• [Short exercise]: Gather all lines in the entries that include the word "this".
---
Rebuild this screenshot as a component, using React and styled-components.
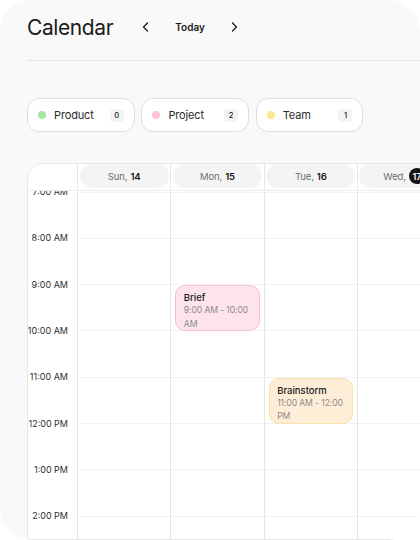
import React from "react";
import styled, { createGlobalStyle } from "styled-components";

const Global = createGlobalStyle`
  html, body { margin: 0; padding: 0; background: #ffffff; }
  body { font-family: Inter, "Noto Sans", Arial, sans-serif; -webkit-font-smoothing: antialiased; }
  * { box-sizing: border-box; }
`;

const ROW = 46.33;
const COLS = `49px repeat(7, 93.33px)`;

const Card = styled.div`
  width: 420px;
  height: 540px;
  border-radius: 32px;
  background: #f9f9f9;
  overflow: hidden;
  padding-left: 27px;
  display: flex;
  flex-direction: column;
`;

const Header = styled.header`
  height: 61px;
  padding-bottom: 6px;
  border-bottom: 1px solid #e7e7e7;
  display: flex;
  align-items: center;
`;

const Title = styled.h1`
  margin: 0;
  font-size: 21px;
  font-weight: 400;
  color: #1b1b1b;
  letter-spacing: -0.4px;
`;

const Nav = styled.div`
  display: flex;
  align-items: center;
  gap: 26px;
  margin-left: 29px;
`;

const NavButton = styled.button`
  border: 0;
  background: none;
  padding: 0;
  display: flex;
  align-items: center;
  color: #1b1b1b;
  cursor: pointer;
`;

const TodayButton = styled.button`
  border: 0;
  background: none;
  padding: 0;
  font-family: inherit;
  font-size: 10px;
  font-weight: 600;
  color: #1b1b1b;
`;

const Filters = styled.div`
  display: grid;
  grid-template-columns: repeat(3, 107.7px);
  gap: 6.7px;
  margin-top: 37px;
`;

const Chip = styled.div`
  height: 34px;
  background: #ffffff;
  border: 1px solid #dedede;
  border-radius: 12px;
  display: flex;
  align-items: center;
  padding: 0 10px 0 10px;
`;

const Dot = styled.span`
  width: 8px;
  height: 8px;
  border-radius: 50%;
  background: ${(p) => p.$color};
  flex: none;
`;

const ChipLabel = styled.span`
  margin-left: 8px;
  font-size: 11px;
  letter-spacing: -0.15px;
  color: #2a2a2a;
`;

const Count = styled.span`
  margin-left: auto;
  width: 14px;
  height: 13px;
  border-radius: 4px;
  background: #f3f3f3;
  font-size: 7.5px;
  font-weight: 500;
  color: #222;
  display: flex;
  align-items: center;
  justify-content: center;
`;

const Panel = styled.section`
  margin-top: 31px;
  width: 705px;
  flex: 1;
  min-height: 0;
  background: #ffffff;
  border: 1px solid #e6e6e6;
  border-top-left-radius: 16px;
  display: flex;
  flex-direction: column;
  overflow: hidden;
`;

const HeadRow = styled.div`
  display: grid;
  grid-template-columns: ${COLS};
  border-bottom: 1px solid #ebebeb;
  height: 27px;
`;

const HeadCell = styled.div`
  border-left: ${(p) => (p.$first ? "0" : "1px solid #e6e6e6")};
  padding: 0 1.5px 2px;
`;

const DayPill = styled.div`
  height: 24px;
  border-radius: 12px;
  background: #f4f4f4;
  display: flex;
  align-items: center;
  justify-content: center;
  font-size: 9.5px;
  letter-spacing: -0.1px;
  color: #6e6e6e;
  gap: 3px;
`;

const DayNum = styled.span`
  color: #141414;
  font-weight: 600;
`;

const TodayNum = styled.span`
  width: 16px;
  height: 16px;
  border-radius: 50%;
  background: #141414;
  color: #ffffff;
  font-weight: 600;
  font-size: 9px;
  display: flex;
  align-items: center;
  justify-content: center;
`;

const Body = styled.div`
  display: grid;
  grid-template-columns: ${COLS};
  flex: 1;
  overflow: hidden;
  padding-top: 0.5px;
`;

const TimeCol = styled.div`
  display: flex;
  flex-direction: column;
`;

const TimeRow = styled.div`
  height: ${ROW}px;
  flex: none;
  display: flex;
  justify-content: flex-end;
  align-items: flex-start;
  padding-right: 9px;
`;

const TimeLabel = styled.span`
  margin-top: -5.5px;
  line-height: 12px;
  font-size: 9px;
  color: #2e2e2e;
  white-space: nowrap;
`;

const DayCol = styled.div`
  position: relative;
  border-left: 1px solid #e6e6e6;
  display: flex;
  flex-direction: column;
`;

const HourCell = styled.div`
  height: ${ROW}px;
  flex: none;
  border-top: 1px solid #f2f2f2;
`;

const Event = styled.div`
  position: absolute;
  left: 4px;
  right: 3.5px;
  top: ${(p) => p.$start * ROW + 1}px;
  height: ${(p) => p.$span * ROW - 0.5}px;
  background: ${(p) => p.$bg};
  border: 1px solid ${(p) => p.$border};
  border-radius: 10px;
  padding: 5px 4px 5px 7.5px;
  overflow: hidden;
`;

const EventTitle = styled.div`
  font-size: 9.5px;
  font-weight: 500;
  color: #1b1b1b;
  line-height: 13px;
`;

const EventTime = styled.div`
  font-size: 8.6px;
  letter-spacing: -0.1px;
  color: #8a8a8a;
  line-height: 13.5px;
`;

const Chevron = ({ dir }) => (
  <svg width="7" height="10" viewBox="0 0 7 10" fill="none">
    <path
      d={dir === "left" ? "M5.5 1 L1.5 5 L5.5 9" : "M1.5 1 L5.5 5 L1.5 9"}
      stroke="#1b1b1b"
      strokeWidth="1.3"
      strokeLinecap="round"
      strokeLinejoin="round"
    />
  </svg>
);

const filters = [
  { label: "Product", color: "#a6e6a3", count: 0 },
  { label: "Project", color: "#fbc3d4", count: 2 },
  { label: "Team", color: "#fbe78f", count: 1 },
];

const days = [
  { name: "Sun", num: 14 },
  { name: "Mon", num: 15 },
  { name: "Tue", num: 16 },
  { name: "Wed", num: 17, today: true },
  { name: "Thu", num: 18 },
  { name: "Fri", num: 19 },
  { name: "Sat", num: 20 },
];

const hours = ["7:00 AM", "8:00 AM", "9:00 AM", "10:00 AM", "11:00 AM", "12:00 PM", "1:00 PM", "2:00 PM", "3:00 PM"];

const events = [
  { day: 1, start: 2, span: 1, title: "Brief", time: "9:00 AM - 10:00 AM", bg: "#fde4ec", border: "#f9bfd2" },
  { day: 2, start: 4, span: 1, title: "Brainstorm", time: "11:00 AM - 12:00 PM", bg: "#feedd7", border: "#fbe2a6" },
];

export default function App() {
  return (
    <>
      <Global />
      <Card>
        <Header>
          <Title>Calendar</Title>
          <Nav>
            <NavButton aria-label="Previous"><Chevron dir="left" /></NavButton>
            <TodayButton>Today</TodayButton>
            <NavButton aria-label="Next"><Chevron dir="right" /></NavButton>
          </Nav>
        </Header>
        <Filters>
          {filters.map((f) => (
            <Chip key={f.label}>
              <Dot $color={f.color} />
              <ChipLabel>{f.label}</ChipLabel>
              <Count>{f.count}</Count>
            </Chip>
          ))}
        </Filters>
        <Panel>
          <HeadRow>
            <HeadCell $first />
            {days.map((d) => (
              <HeadCell key={d.name}>
                <DayPill>
                  <span>{d.name},</span>
                  {d.today ? <TodayNum>{d.num}</TodayNum> : <DayNum>{d.num}</DayNum>}
                </DayPill>
              </HeadCell>
            ))}
          </HeadRow>
          <Body>
            <TimeCol>
              {hours.map((h) => (
                <TimeRow key={h}>
                  <TimeLabel>{h}</TimeLabel>
                </TimeRow>
              ))}
            </TimeCol>
            {days.map((d, i) => (
              <DayCol key={d.name}>
                {hours.map((h) => (
                  <HourCell key={h} />
                ))}
                {events
                  .filter((e) => e.day === i)
                  .map((e) => (
                    <Event key={e.title} $start={e.start} $span={e.span} $bg={e.bg} $border={e.border}>
                      <EventTitle>{e.title}</EventTitle>
                      <EventTime>{e.time}</EventTime>
                    </Event>
                  ))}
              </DayCol>
            ))}
          </Body>
        </Panel>
      </Card>
    </>
  );
}
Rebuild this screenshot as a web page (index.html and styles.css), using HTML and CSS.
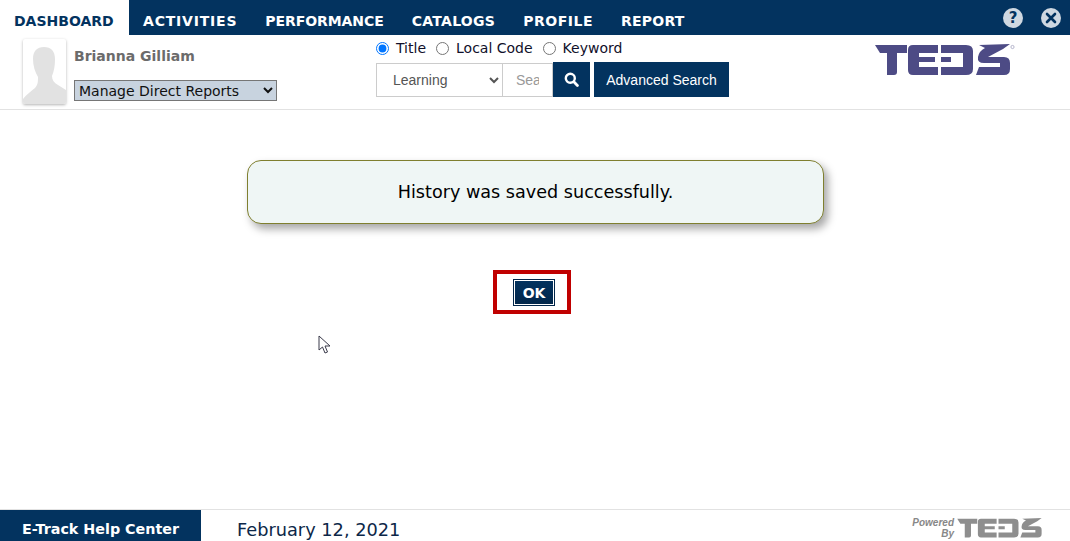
---
• [Problem solution]:
Rebuild this screenshot as a component, using React and styled-components.
Rebuild this screenshot as a web page (index.html and styles.css), using HTML and CSS.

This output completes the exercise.